All people are our brethren. Since all people are children of God, made in the divine image, then reaching a level of mutual respect and understanding is central to fulfilling the Mitzvot. The entire law of the Torah makes it crystal clear, that we fulfill our obligation to God, primarily through morality, justice, and service to other people. In the Torah, justice is the cardinal principle of divine law and it makes no distinction between human beings or nations.
God has returned us to Zion. We are secure in the Land of Israel and we are blessed. It is our obligation to place our faith in God, in His Law and in His promise. We must obey the commandments and strive to serve all people through justice, compassion and understanding. To do otherwise is to violate the very core of the Torah and repudiate the Covenant of Sinai. We cannot allow ourselves to yield to fear and place our faith in territorial acquisition. We cannot yield to a messianic furor driven by desperation. We cannot seek to isolate ourselves from the world physically and emotionally by creating a fortress Israel.

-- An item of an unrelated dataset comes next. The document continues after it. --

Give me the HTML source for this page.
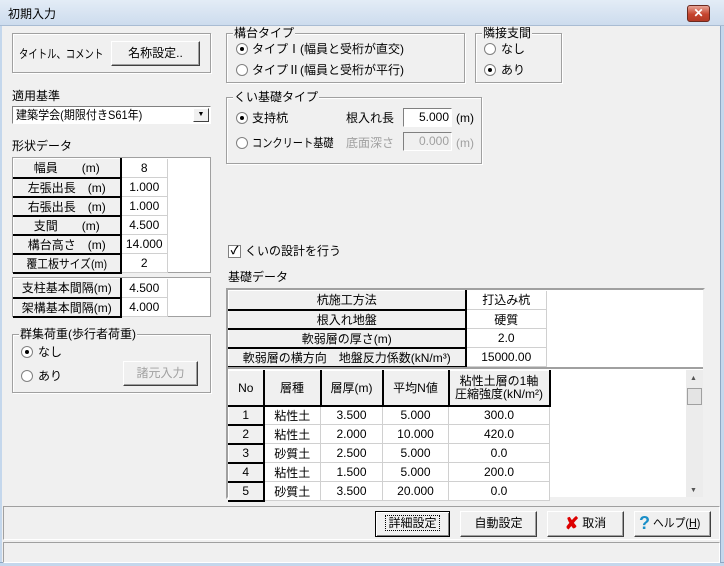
<!DOCTYPE html><html><head><meta charset="utf-8"><style>
*{box-sizing:border-box}
body{margin:0;width:724px;height:566px;overflow:hidden;background:#f0f0f0;font-family:"Liberation Sans","Noto Sans CJK JP",sans-serif;font-size:12px;color:#000;position:relative}
.a{position:absolute}
.t{position:absolute;white-space:nowrap;line-height:14px}
.sx{display:inline-block;transform-origin:left center}
.grp{position:absolute;border:1px solid #a0a0a0;box-shadow:inset 1px 1px 0 #fff,1px 1px 0 #fff}
.grp>.lg{position:absolute;top:-8px;left:6px;background:#f0f0f0;padding:0 1px;line-height:14px}
.btn{position:absolute;background:#f0f0f0;border:1px solid;border-color:#fff #404040 #404040 #fff;box-shadow:inset -1px -1px 0 #a0a0a0;text-align:center;line-height:22px}
.rad{position:absolute;width:12px;height:12px;border-radius:50%;border:1px solid #808080;background:#fff}
.rad.on::after{content:"";position:absolute;left:3px;top:3px;width:4px;height:4px;border-radius:50%;background:#000}
.sunk{position:absolute;border:1px solid;border-color:#a0a0a0 #fff #fff #a0a0a0;background:#fff}
table{border-collapse:collapse;position:absolute;font-size:12px}
td{padding:0;text-align:center;height:19px;white-space:nowrap}
td.h{background:#f0f0f0;border-top:1px solid #fff;border-left:1px solid #fff;border-right:2px solid #000;border-bottom:2px solid #000}
td.v{background:#fff;border-right:1px solid #d0d0d0;border-bottom:1px solid #d0d0d0}
</style></head><body>
<div class="a" style="left:0;top:0;width:724px;height:26px;background:linear-gradient(#e3ecf6,#cddcee);border-bottom:1px solid #a9bcd3"></div>
<div class="t" style="left:8px;top:7px;font-size:12px">初期入力</div>
<div class="a" style="left:687px;top:5px;width:23px;height:17px;background:linear-gradient(#e8a496,#c6452f 55%,#b23a25);border:1px solid #6b2a20;border-radius:3px;color:#fff;text-align:center;font-weight:bold;line-height:15px;font-size:12px">✕</div>
<div class="a" style="left:0;top:26px;width:2px;height:540px;background:#c4d7ec"></div>
<div class="a" style="left:720px;top:26px;width:4px;height:540px;background:#c4d7ec;border-left:1px solid #8fa8c4"></div>
<div class="a" style="left:0;top:562px;width:724px;height:4px;background:#c4d7ec;border-top:1px solid #8fa8c4"></div>

<div class="grp" style="left:12px;top:33px;width:199px;height:40px"></div>
<div class="t" style="left:19px;top:47px"><span class="sx" style="transform:scaleX(.78)">タイトル、コメント</span></div>
<div class="btn" style="left:111px;top:41px;width:89px;height:25px">名称設定..</div>

<div class="t" style="left:12px;top:89px">適用基準</div>
<div class="sunk" style="left:12px;top:106px;width:199px;height:18px;border-color:#808080 #fff #fff #808080"></div>
<div class="t" style="left:16px;top:108px"><span class="sx" style="transform:scaleX(.92)">建築学会(期限付きS61年)</span></div>
<div class="a" style="left:193px;top:108px;width:16px;height:14px;background:#f0f0f0;border:1px solid;border-color:#fff #404040 #404040 #fff;font-size:7px;text-align:center;line-height:12px">▼</div>

<div class="t" style="left:12px;top:139px">形状データ</div>
<div class="a" style="left:12px;top:157px;width:199px;height:116px;background:#fff;border:1px solid #a0a0a0"></div>
<table style="left:13px;top:158px">
<tr><td class="h" style="width:107px">幅員　　(m)</td><td class="v" style="width:47px">8</td></tr>
<tr><td class="h">左張出長　(m)</td><td class="v">1.000</td></tr>
<tr><td class="h">右張出長　(m)</td><td class="v">1.000</td></tr>
<tr><td class="h">支間　　(m)</td><td class="v">4.500</td></tr>
<tr><td class="h">構台高さ　(m)</td><td class="v">14.000</td></tr>
<tr><td class="h"><span class="sx" style="transform:scaleX(.9);transform-origin:center">覆工板サイズ(m)</span></td><td class="v">2</td></tr>
</table>
<div class="a" style="left:12px;top:277px;width:199px;height:40px;background:#fff;border:1px solid #a0a0a0"></div>
<table style="left:13px;top:278px">
<tr><td class="h" style="width:107px">支柱基本間隔(m)</td><td class="v" style="width:47px">4.500</td></tr>
<tr><td class="h">架構基本間隔(m)</td><td class="v">4.000</td></tr>
</table>

<div class="grp" style="left:12px;top:334px;width:199px;height:59px"><span class="lg">群集荷重(歩行者荷重)</span></div>
<div class="rad on" style="left:21px;top:346px"></div><div class="t" style="left:38px;top:345px">なし</div>
<div class="rad" style="left:21px;top:370px"></div><div class="t" style="left:38px;top:369px">あり</div>
<div class="btn" style="left:123px;top:361px;width:75px;height:25px;color:#a0a0a0">諸元入力</div>

<div class="grp" style="left:226px;top:33px;width:239px;height:50px"><span class="lg">構台タイプ</span></div>
<div class="rad on" style="left:236px;top:43px"></div><div class="t" style="left:252px;top:42px">タイプⅠ(幅員と受桁が直交)</div>
<div class="rad" style="left:236px;top:64px"></div><div class="t" style="left:252px;top:63px">タイプⅡ(幅員と受桁が平行)</div>
<div class="grp" style="left:475px;top:33px;width:87px;height:50px"><span class="lg">隣接支間</span></div>
<div class="rad" style="left:484px;top:43px"></div><div class="t" style="left:501px;top:42px">なし</div>
<div class="rad on" style="left:484px;top:64px"></div><div class="t" style="left:501px;top:63px">あり</div>

<div class="grp" style="left:226px;top:97px;width:256px;height:67px"><span class="lg">くい基礎タイプ</span></div>
<div class="rad on" style="left:236px;top:112px"></div><div class="t" style="left:252px;top:111px">支持杭</div>
<div class="t" style="left:346px;top:111px">根入れ長</div>
<div class="sunk" style="left:403px;top:108px;width:49px;height:19px;border-color:#808080 #fff #fff #808080"></div>
<div class="t" style="left:403px;top:110px;width:46px;text-align:right">5.000</div>
<div class="t" style="left:456px;top:111px">(m)</div>
<div class="rad" style="left:236px;top:137px"></div><div class="t" style="left:252px;top:136px"><span class="sx" style="transform:scaleX(.85)">コンクリート基礎</span></div>
<div class="t" style="left:346px;top:136px;color:#a0a0a0">底面深さ</div>
<div class="sunk" style="left:403px;top:132px;width:49px;height:19px;background:#f0f0f0;border-color:#808080 #fff #fff #808080"></div>
<div class="t" style="left:403px;top:134px;width:46px;text-align:right;color:#a0a0a0">0.000</div>
<div class="t" style="left:456px;top:136px;color:#a0a0a0">(m)</div>

<div class="a" style="left:228px;top:245px;width:13px;height:13px;border:1px solid #808080;background:#fff;font-size:11px;line-height:11px;text-align:center;font-weight:bold">✓</div>
<div class="t" style="left:245px;top:244px">くいの設計を行う</div>
<div class="t" style="left:228px;top:270px">基礎データ</div>

<div class="a" style="left:226px;top:288px;width:479px;height:211px;background:#fff;border:2px solid;border-color:#a0a0a0 #f0f0f0 #f0f0f0 #a0a0a0"></div>
<table style="left:228px;top:290px">
<tr><td class="h" style="width:237px">杭施工方法</td><td class="v" style="width:81px">打込み杭</td></tr>
<tr><td class="h">根入れ地盤</td><td class="v">硬質</td></tr>
<tr><td class="h">軟弱層の厚さ(m)</td><td class="v">2.0</td></tr>
<tr><td class="h">軟弱層の横方向　地盤反力係数(kN/m³)</td><td class="v">15000.00</td></tr>
</table>
<div class="a" style="left:228px;top:367px;width:475px;height:2px;background:#a0a0a0"></div>
<table style="left:228px;top:370px">
<tr><td class="h" style="width:35px;height:35px">No</td><td class="h" style="width:57px">層種</td><td class="h" style="width:62px">層厚(m)</td><td class="h" style="width:66px">平均N値</td><td class="h" style="width:101px;line-height:13px">粘性土層の1軸<br>圧縮強度(kN/m²)</td></tr>
<tr><td class="h">1</td><td class="v">粘性土</td><td class="v">3.500</td><td class="v">5.000</td><td class="v">300.0</td></tr>
<tr><td class="h">2</td><td class="v">粘性土</td><td class="v">2.000</td><td class="v">10.000</td><td class="v">420.0</td></tr>
<tr><td class="h">3</td><td class="v">砂質土</td><td class="v">2.500</td><td class="v">5.000</td><td class="v">0.0</td></tr>
<tr><td class="h">4</td><td class="v">粘性土</td><td class="v">1.500</td><td class="v">5.000</td><td class="v">200.0</td></tr>
<tr><td class="h" style="height:18px">5</td><td class="v">砂質土</td><td class="v">3.500</td><td class="v">20.000</td><td class="v">0.0</td></tr>
</table>
<div class="a" style="left:686px;top:370px;width:17px;height:127px;background:#ececec"></div>
<div class="t" style="left:690px;top:372px;font-size:7px;color:#555">▲</div>
<div class="a" style="left:687px;top:388px;width:15px;height:17px;background:#e4e4e4;border:1px solid #a0a0a0"></div>
<div class="t" style="left:690px;top:484px;font-size:7px;color:#555">▼</div>

<div class="a" style="left:3px;top:506px;width:717px;height:34px;border:1px solid;border-color:#a0a0a0 #fff #fff #a0a0a0"></div>
<div class="btn" style="left:375px;top:511px;width:75px;height:26px;border:1px solid #000;box-shadow:inset 1px 1px 0 #fff,inset -1px -1px 0 #808080"><span style="outline:1px dotted #000;padding:0 2px">詳細設定</span></div>
<div class="btn" style="left:460px;top:511px;width:77px;height:26px">自動設定</div>
<div class="btn" style="left:547px;top:511px;width:77px;height:26px"><span style="color:#d00;font-weight:bold;font-size:17px;vertical-align:-2px">✘</span> 取消</div>
<div class="btn" style="left:634px;top:511px;width:77px;height:26px"><span style="color:#1a8fc8;font-weight:bold;font-size:18px;vertical-align:-2px">?</span> <span class="sx" style="transform:scaleX(.9)">ヘルプ(<u>H</u>)</span></div>
<div class="a" style="left:3px;top:542px;width:717px;height:21px;border:1px solid;border-color:#a0a0a0 #fff #fff #a0a0a0"></div>
</body></html>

This will not bring redemption. It will not bring security. It will not bring peace. It will bring self-destruction and devastation. Should we as a people take such a route, surrendering faith in God for faith in something else other than Him, even if that is the Land and the Messiah, God will not stand by us and He will not stand idly. The Jewish state was destroyed twice before. Once, through the sin of idolatry, once through the sins of ardent messianists who tried to force God’s hand and bring redemption on their terms. Both paths lead to disaster.
It is imperative we heed the lesson now and not bring Israel to ruin once again. We need to learn to serve God through justice and righteousness and to abandon the idolatry of self-interest, fear and doubt. We need to open ourselves up and understand that true faith is connection to God and service to all of humanity. Anything less is a breach of our obligations as Jews. Anything less is not Judaism. It is Idolatry.